MADRID (Reuters) - The former president of Catalonia, one of the most prominent political figures of democratic Spain, has been charged with money laundering as part of a long-running investigation into his hidden bank accounts.
Spain’s High Court said on Wednesday it has called Jordi Pujol and his wife to testify as formal suspects in February in a tax fraud and money laundering case.
Pujol, president of the wealthy northeastern region for 23 years, said last year that he had kept money undeclared outside Spain for over three decades after inheriting it from his father. The admission shocked Spain and particularly Catalonia just as an independence movement picked up steam.

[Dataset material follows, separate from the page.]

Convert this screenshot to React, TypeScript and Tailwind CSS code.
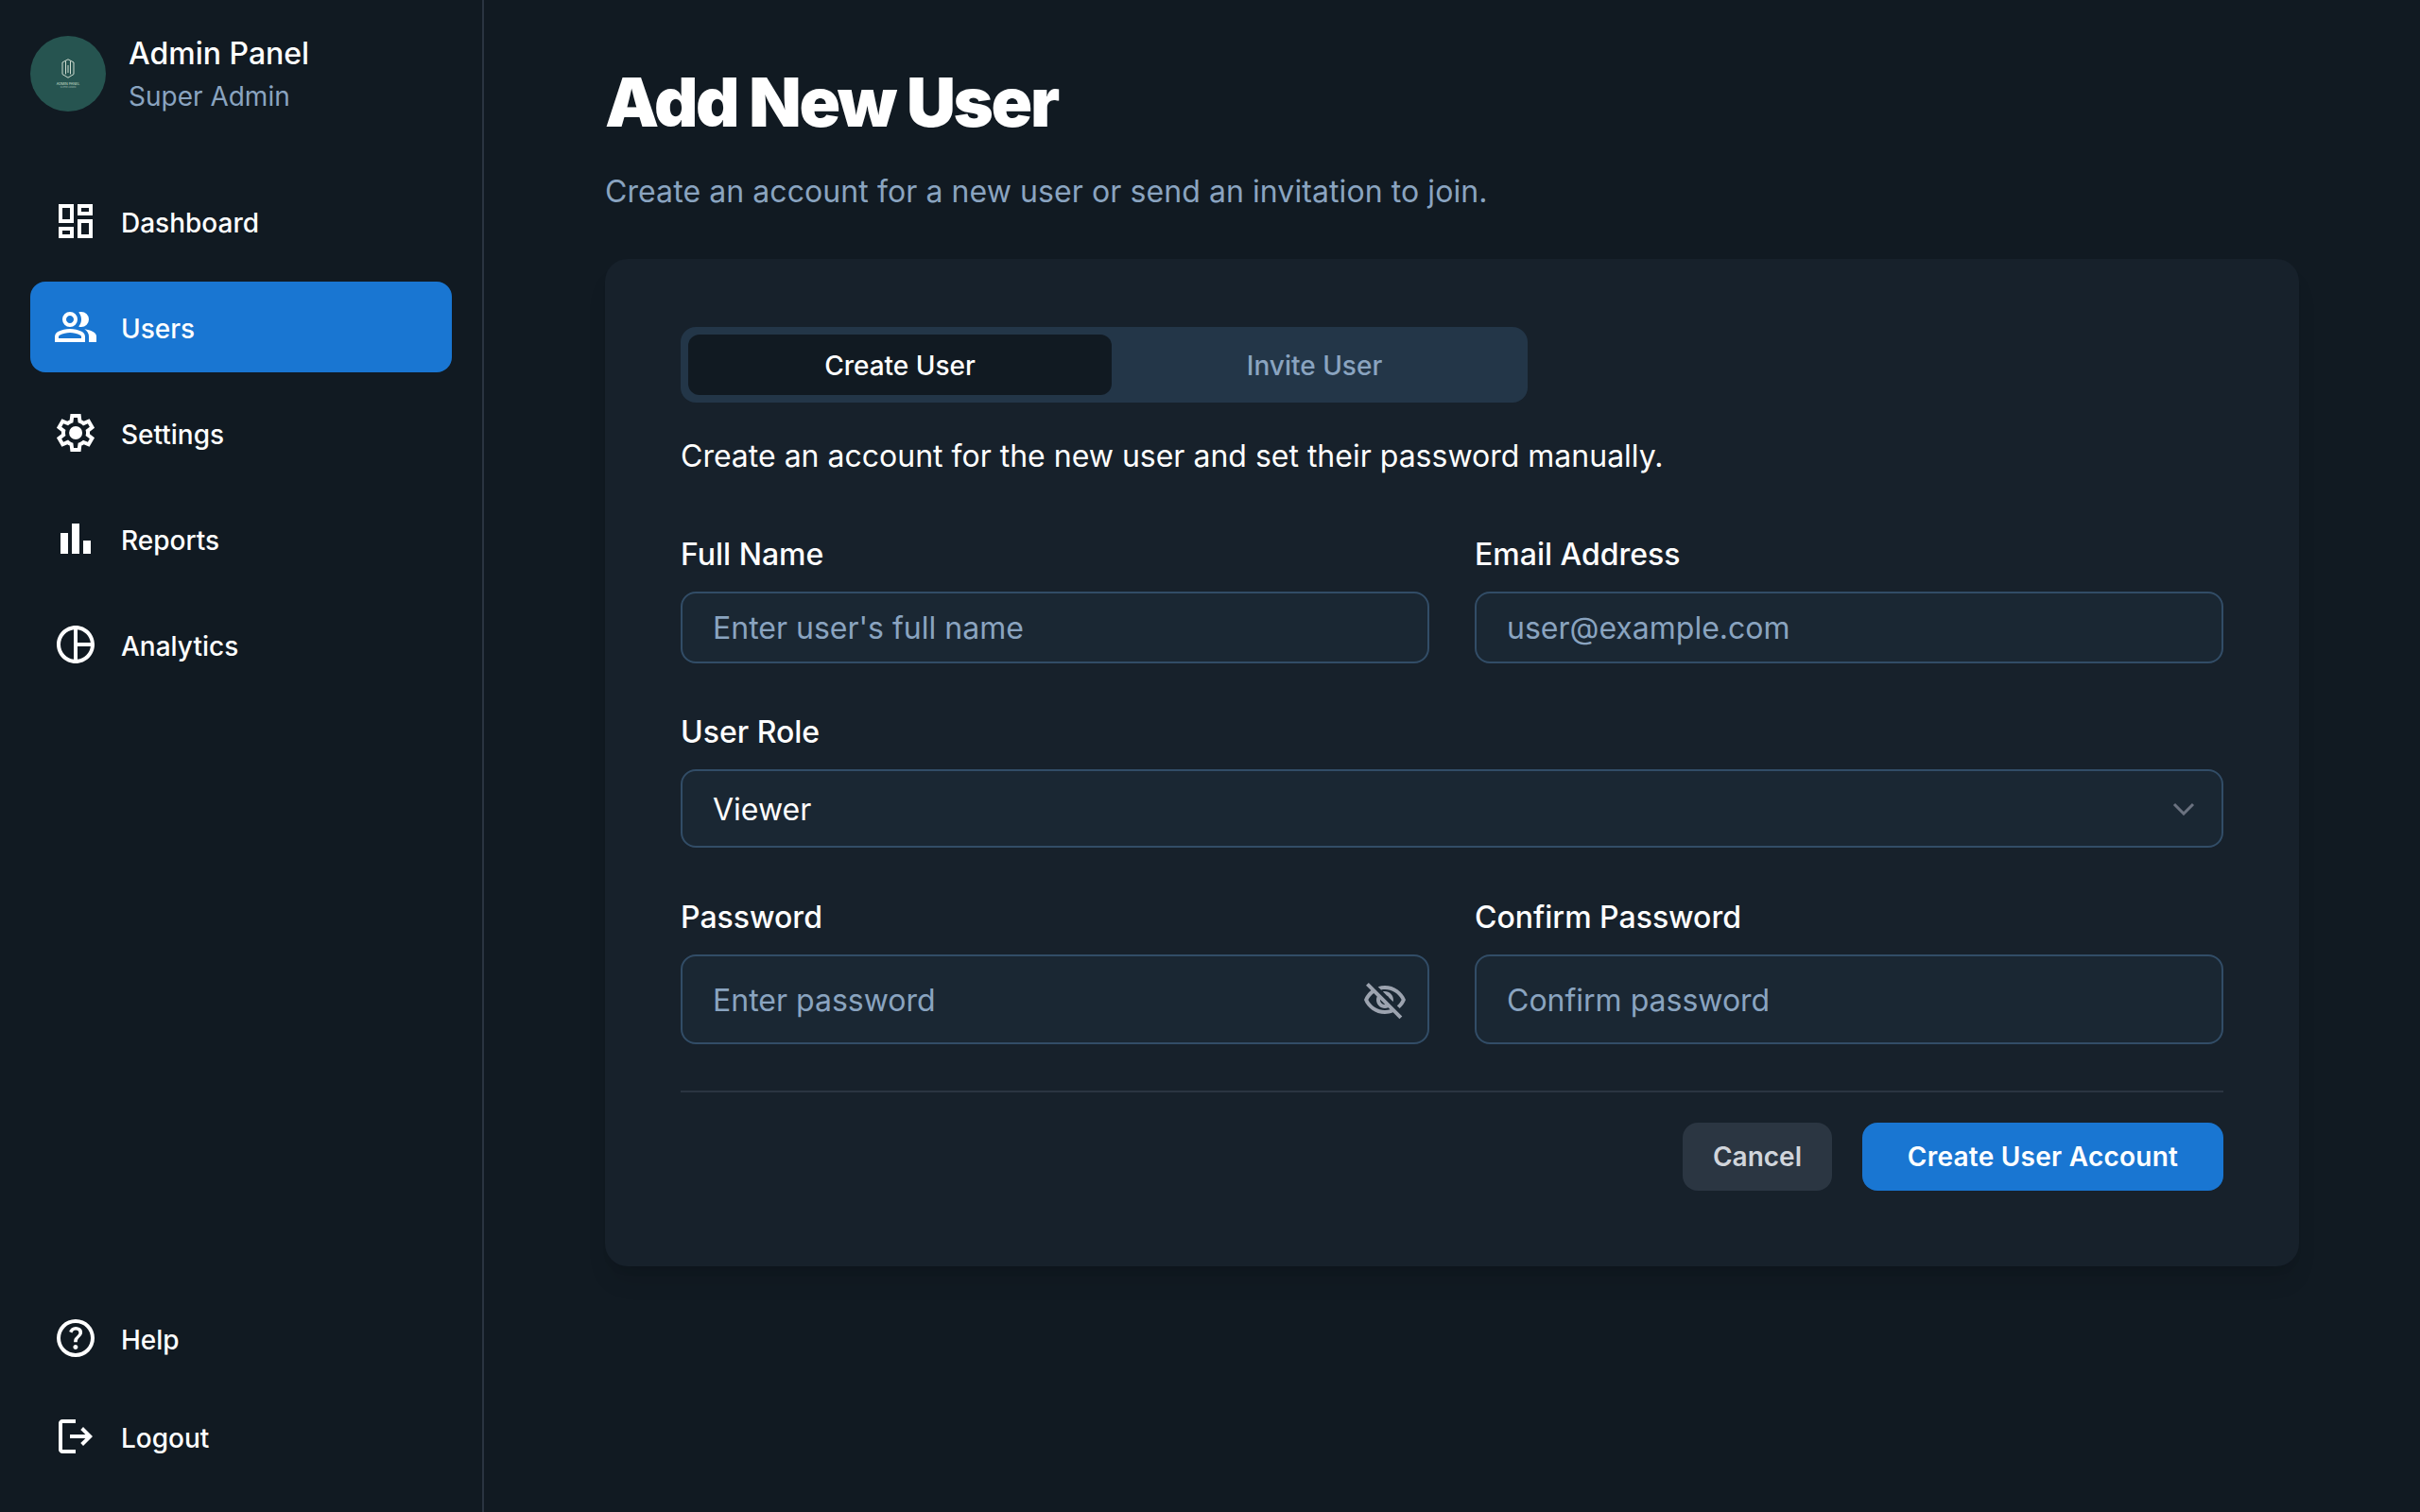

Supporters of Catalan secession had seen the region as free of the corruption dogging the rest of Spain, where scandals have engulfed bankers, politicians and members of the royal family.
Pujol, 85, has not said how much was kept from tax authorities. But on Wednesday an investigating magistrate with the High Court said in a ruling that there was evidence Pujol and members of his family had moved multi-million euro sums between hidden bank accounts in countries such as Andorra.
“(This) reveals the existence of a pattern of behaviour perpetuated by members of the family for years,” the magistrate said in the written ruling.
The case has not yet gone to trial. In Spain magistrates can open cases and charge suspects in preliminary investigations as they weigh up whether there are grounds to pursue the allegations.
Pujol founded one of Catalonia’s most prominent political parties, Convergencia i Unio (CiU), which later endorsed a push for independence under his successor Artur Mas.